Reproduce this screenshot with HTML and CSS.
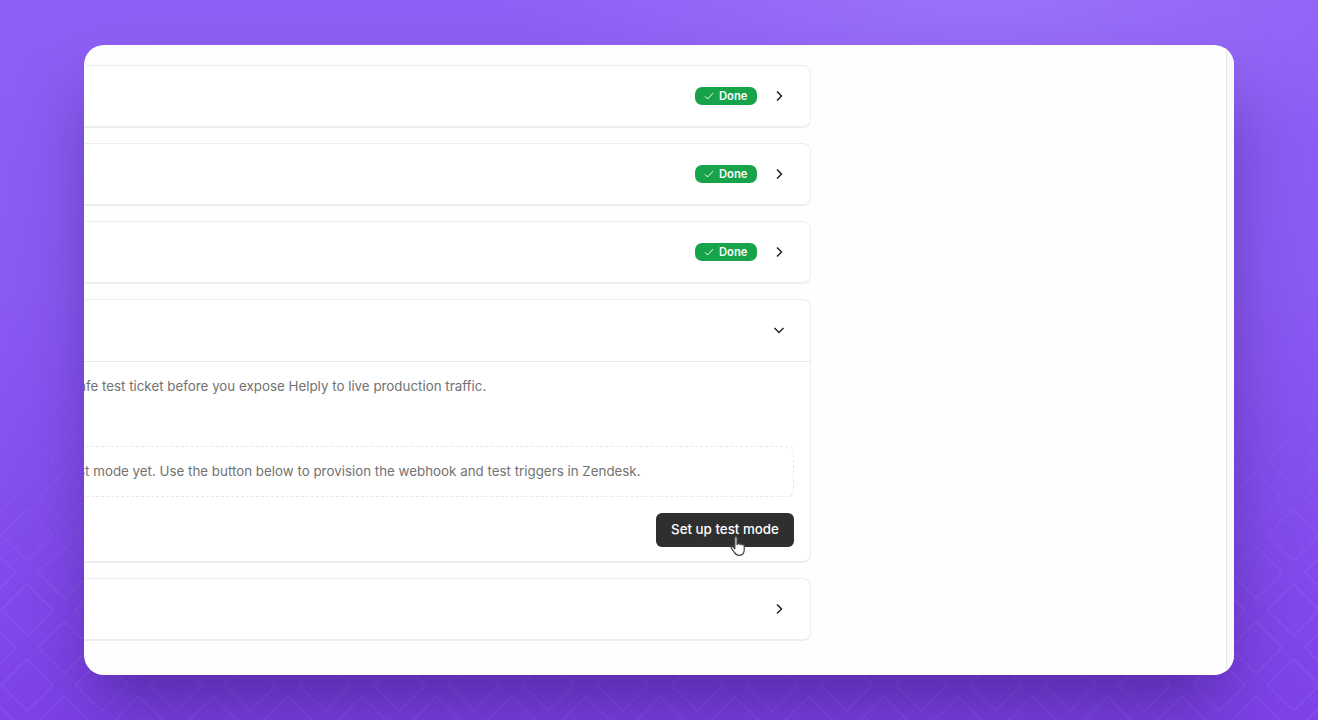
FILE: index.html
```html
<!DOCTYPE html>
<html>
<head>
  <title>Test mode setup</title>
  <link rel="stylesheet" href="styles.css">
</head>
<body>
  <svg class="pattern" width="1318" height="720">
    <defs>
      <pattern id="diamonds" width="74.5" height="75" patternUnits="userSpaceOnUse" x="-10" y="-16">
        <path d="M37 0 63 26 37 52 11 26Z M74.250 37.500 100.250 63.500 74.250 89.500 48.250 63.500Z M-.25 37.500 25.750 63.500 -.25 89.500 -26.250 63.500Z M74.250 -37.500 100.250 -11.500 74.250 14.500 48.250 -11.500Z M-.25 -37.500 25.750 -11.500 -.25 14.500 -26.250 -11.500Z" fill="none" stroke="#fff" stroke-opacity="0.065" stroke-width="1.5"/>
      </pattern>
    </defs>
    <rect width="1318" height="720" fill="url(#diamonds)"/>
  </svg>

  <div class="window">
    <div class="main">
      <div class="step">
        <div class="step-head">
          <span class="badge"><svg width="12" height="12" viewBox="0 0 12 12"><path d="M2 6.4 4.6 9 10 3.2" fill="none" stroke="#fff" stroke-width="1"/></svg>Done</span>
          <svg class="chevron" width="16" height="16" viewBox="0 0 16 16"><path d="M6 3.500 10.500 8 6 12.500"/></svg>
        </div>
      </div>
      <div class="step">
        <div class="step-head">
          <span class="badge"><svg width="12" height="12" viewBox="0 0 12 12"><path d="M2 6.4 4.6 9 10 3.2" fill="none" stroke="#fff" stroke-width="1"/></svg>Done</span>
          <svg class="chevron" width="16" height="16" viewBox="0 0 16 16"><path d="M6 3.500 10.500 8 6 12.500"/></svg>
        </div>
      </div>
      <div class="step">
        <div class="step-head">
          <span class="badge"><svg width="12" height="12" viewBox="0 0 12 12"><path d="M2 6.4 4.6 9 10 3.2" fill="none" stroke="#fff" stroke-width="1"/></svg>Done</span>
          <svg class="chevron" width="16" height="16" viewBox="0 0 16 16"><path d="M6 3.500 10.500 8 6 12.500"/></svg>
        </div>
      </div>
      <div class="step">
        <div class="step-head step-head-open">
          <svg class="chevron" width="16" height="16" viewBox="0 0 16 16"><path d="M3.500 6 8 10.500 12.500 6"/></svg>
        </div>
        <div class="step-body">
          <p class="step-text">Run a safe test ticket before you expose Helply to live production traffic.</p>
          <div class="notice">Zendesk is not in test mode yet. Use the button below to provision the webhook and test triggers in Zendesk.</div>
          <div class="actions">
            <button class="btn">Set up test mode
              <svg class="cursor" width="22" height="24" viewBox="0 0 20 22">
                <path d="M6.200 2.600c0-1.300 2-1.300 2 0v6l.6-.2c.1-1 1.900-1 2 .1l.1.3c.3-.8 1.900-.7 2 .3.4-.6 1.800-.4 1.900.7v3.600c0 3-1.700 5.200-4.500 5.200-2.300 0-3.500-1-4.500-2.700L3 12.200c-.7-1.100.8-2.200 1.700-1.200l1.500 1.600z" fill="#fff" stroke="#444" stroke-width="1.100" stroke-linejoin="round"/>
              </svg>
            </button>
          </div>
        </div>
      </div>
      <div class="step">
        <div class="step-head">
          <svg class="chevron" width="16" height="16" viewBox="0 0 16 16"><path d="M6 3.500 10.500 8 6 12.500"/></svg>
        </div>
      </div>
    </div>
    <div class="side"></div>
  </div>
</body>
</html>
```

FILE: styles.css
```css
html, body {
  margin: 0;
  height: 100%;
}

body {
  width: 1318px;
  height: 720px;
  overflow: hidden;
  box-sizing: border-box;
  padding: 45px 84px;
  position: relative;
  font-family: Inter, "Liberation Sans", sans-serif;
  background:
    radial-gradient(ellipse 480px 170px at 980px 0, #9a72f9 0%, rgba(154, 114, 249, 0) 100%),
    linear-gradient(180deg, #8e60f5 0%, #8a5af4 40%, #7d41e8 100%);
}

.pattern {
  position: absolute;
  top: 0;
  left: 0;
  -webkit-mask-image: linear-gradient(180deg, transparent 45%, #000 85%);
  mask-image: linear-gradient(180deg, transparent 45%, #000 85%);
}

.window {
  position: relative;
  height: 630px;
  display: flex;
  overflow: hidden;
  background-color: #fefefe;
  border-radius: 20px;
  box-shadow: 0 40px 70px -10px rgba(45, 20, 100, 0.5);
}

.main {
  flex: 1;
  padding-top: 20px;
  display: flex;
  flex-direction: column;
  gap: 15px;
  margin-left: -200px;
}

.side {
  width: 7px;
  border-left: 1px solid #e8e8e8;
  background-color: #fafafa;
}

.step {
  width: 927px;
  box-sizing: border-box;
  background-color: #fff;
  border: 1px solid #eeeeee;
  border-bottom-width: 2px;
  border-radius: 8px;
}

.step-head {
  height: 60px;
  box-sizing: border-box;
  padding-right: 23px;
  display: flex;
  align-items: center;
  justify-content: flex-end;
  gap: 15px;
}

.step-head-open {
  border-bottom: 1px solid #e8e8e8;
  height: 62px;
  padding-bottom: 1px;
}

.badge {
  display: flex;
  align-items: center;
  gap: 4px;
  height: 18px;
  width: 62px;
  box-sizing: border-box;
  padding-left: 8px;
  background-color: #16a34a;
  color: #fff;
  border-radius: 7px;
  font-size: 11.2px;
  font-weight: 600;
}

.chevron {
  margin-left: -1px;
}

.chevron path {
  fill: none;
  stroke: #222;
  stroke-width: 1.5;
}

.step-body {
  padding: 16px 16px 14px 40px;
}

.step-text {
  margin: 0 0 51px;
  padding-left: 107px;
  font-size: 13.35px;
  line-height: 17px;
  color: #727272;
}

.notice {
  height: 51px;
  box-sizing: border-box;
  display: flex;
  align-items: center;
  padding-left: 29px;
  padding-bottom: 2px;
  border: 1px dashed #e8e8e8;
  border-radius: 6px;
  font-size: 13.35px;
  color: #727272;
}

.actions {
  display: flex;
  justify-content: flex-end;
  margin-top: 16px;
}

.btn {
  position: relative;
  width: 138px;
  height: 34px;
  padding: 0 0 2px;
  border: none;
  border-radius: 6px;
  background-color: #2f2f30;
  color: #fff;
  font-family: inherit;
  font-size: 13.35px;
  font-weight: 500;
}

.cursor {
  position: absolute;
  left: 72px;
  top: 22px;
}
```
---*---
▶ **WHAT TO WORK ON**
Reproduce every line precisely as given, omitting all pictures.

▶ **REPLY TO THE TASK**
Reproduce this screenshot with HTML and CSS.
FILE: index.html
```html
<!DOCTYPE html>
<html>
<head>
  <title>Test mode setup</title>
  <link rel="stylesheet" href="styles.css">
</head>
<body>
  <svg class="pattern" width="1318" height="720">
    <defs>
      <pattern id="diamonds" width="74.5" height="75" patternUnits="userSpaceOnUse" x="-10" y="-16">
        <path d="M37 0 63 26 37 52 11 26Z M74.250 37.500 100.250 63.500 74.250 89.500 48.250 63.500Z M-.25 37.500 25.750 63.500 -.25 89.500 -26.250 63.500Z M74.250 -37.500 100.250 -11.500 74.250 14.500 48.250 -11.500Z M-.25 -37.500 25.750 -11.500 -.25 14.500 -26.250 -11.500Z" fill="none" stroke="#fff" stroke-opacity="0.065" stroke-width="1.5"/>
      </pattern>
    </defs>
    <rect width="1318" height="720" fill="url(#diamonds)"/>
  </svg>

  <div class="window">
    <div class="main">
      <div class="step">
        <div class="step-head">
          <span class="badge"><svg width="12" height="12" viewBox="0 0 12 12"><path d="M2 6.4 4.6 9 10 3.2" fill="none" stroke="#fff" stroke-width="1"/></svg>Done</span>
          <svg class="chevron" width="16" height="16" viewBox="0 0 16 16"><path d="M6 3.500 10.500 8 6 12.500"/></svg>
        </div>
      </div>
      <div class="step">
        <div class="step-head">
          <span class="badge"><svg width="12" height="12" viewBox="0 0 12 12"><path d="M2 6.4 4.6 9 10 3.2" fill="none" stroke="#fff" stroke-width="1"/></svg>Done</span>
          <svg class="chevron" width="16" height="16" viewBox="0 0 16 16"><path d="M6 3.500 10.500 8 6 12.500"/></svg>
        </div>
      </div>
      <div class="step">
        <div class="step-head">
          <span class="badge"><svg width="12" height="12" viewBox="0 0 12 12"><path d="M2 6.4 4.6 9 10 3.2" fill="none" stroke="#fff" stroke-width="1"/></svg>Done</span>
          <svg class="chevron" width="16" height="16" viewBox="0 0 16 16"><path d="M6 3.500 10.500 8 6 12.500"/></svg>
        </div>
      </div>
      <div class="step">
        <div class="step-head step-head-open">
          <svg class="chevron" width="16" height="16" viewBox="0 0 16 16"><path d="M3.500 6 8 10.500 12.500 6"/></svg>
        </div>
        <div class="step-body">
          <p class="step-text">Run a safe test ticket before you expose Helply to live production traffic.</p>
          <div class="notice">Zendesk is not in test mode yet. Use the button below to provision the webhook and test triggers in Zendesk.</div>
          <div class="actions">
            <button class="btn">Set up test mode
              <svg class="cursor" width="22" height="24" viewBox="0 0 20 22">
                <path d="M6.200 2.600c0-1.300 2-1.300 2 0v6l.6-.2c.1-1 1.900-1 2 .1l.1.3c.3-.8 1.900-.7 2 .3.4-.6 1.800-.4 1.900.7v3.600c0 3-1.700 5.200-4.500 5.200-2.300 0-3.500-1-4.500-2.700L3 12.200c-.7-1.100.8-2.200 1.700-1.200l1.500 1.600z" fill="#fff" stroke="#444" stroke-width="1.100" stroke-linejoin="round"/>
              </svg>
            </button>
          </div>
        </div>
      </div>
      <div class="step">
        <div class="step-head">
          <svg class="chevron" width="16" height="16" viewBox="0 0 16 16"><path d="M6 3.500 10.500 8 6 12.500"/></svg>
        </div>
      </div>
    </div>
    <div class="side"></div>
  </div>
</body>
</html>
```

FILE: styles.css
```css
html, body {
  margin: 0;
  height: 100%;
}

body {
  width: 1318px;
  height: 720px;
  overflow: hidden;
  box-sizing: border-box;
  padding: 45px 84px;
  position: relative;
  font-family: Inter, "Liberation Sans", sans-serif;
  background:
    radial-gradient(ellipse 480px 170px at 980px 0, #9a72f9 0%, rgba(154, 114, 249, 0) 100%),
    linear-gradient(180deg, #8e60f5 0%, #8a5af4 40%, #7d41e8 100%);
}

.pattern {
  position: absolute;
  top: 0;
  left: 0;
  -webkit-mask-image: linear-gradient(180deg, transparent 45%, #000 85%);
  mask-image: linear-gradient(180deg, transparent 45%, #000 85%);
}

.window {
  position: relative;
  height: 630px;
  display: flex;
  overflow: hidden;
  background-color: #fefefe;
  border-radius: 20px;
  box-shadow: 0 40px 70px -10px rgba(45, 20, 100, 0.5);
}

.main {
  flex: 1;
  padding-top: 20px;
  display: flex;
  flex-direction: column;
  gap: 15px;
  margin-left: -200px;
}

.side {
  width: 7px;
  border-left: 1px solid #e8e8e8;
  background-color: #fafafa;
}

.step {
  width: 927px;
  box-sizing: border-box;
  background-color: #fff;
  border: 1px solid #eeeeee;
  border-bottom-width: 2px;
  border-radius: 8px;
}

.step-head {
  height: 60px;
  box-sizing: border-box;
  padding-right: 23px;
  display: flex;
  align-items: center;
  justify-content: flex-end;
  gap: 15px;
}

.step-head-open {
  border-bottom: 1px solid #e8e8e8;
  height: 62px;
  padding-bottom: 1px;
}

.badge {
  display: flex;
  align-items: center;
  gap: 4px;
  height: 18px;
  width: 62px;
  box-sizing: border-box;
  padding-left: 8px;
  background-color: #16a34a;
  color: #fff;
  border-radius: 7px;
  font-size: 11.2px;
  font-weight: 600;
}

.chevron {
  margin-left: -1px;
}

.chevron path {
  fill: none;
  stroke: #222;
  stroke-width: 1.5;
}

.step-body {
  padding: 16px 16px 14px 40px;
}

.step-text {
  margin: 0 0 51px;
  padding-left: 107px;
  font-size: 13.35px;
  line-height: 17px;
  color: #727272;
}

.notice {
  height: 51px;
  box-sizing: border-box;
  display: flex;
  align-items: center;
  padding-left: 29px;
  padding-bottom: 2px;
  border: 1px dashed #e8e8e8;
  border-radius: 6px;
  font-size: 13.35px;
  color: #727272;
}

.actions {
  display: flex;
  justify-content: flex-end;
  margin-top: 16px;
}

.btn {
  position: relative;
  width: 138px;
  height: 34px;
  padding: 0 0 2px;
  border: none;
  border-radius: 6px;
  background-color: #2f2f30;
  color: #fff;
  font-family: inherit;
  font-size: 13.35px;
  font-weight: 500;
}

.cursor {
  position: absolute;
  left: 72px;
  top: 22px;
}
```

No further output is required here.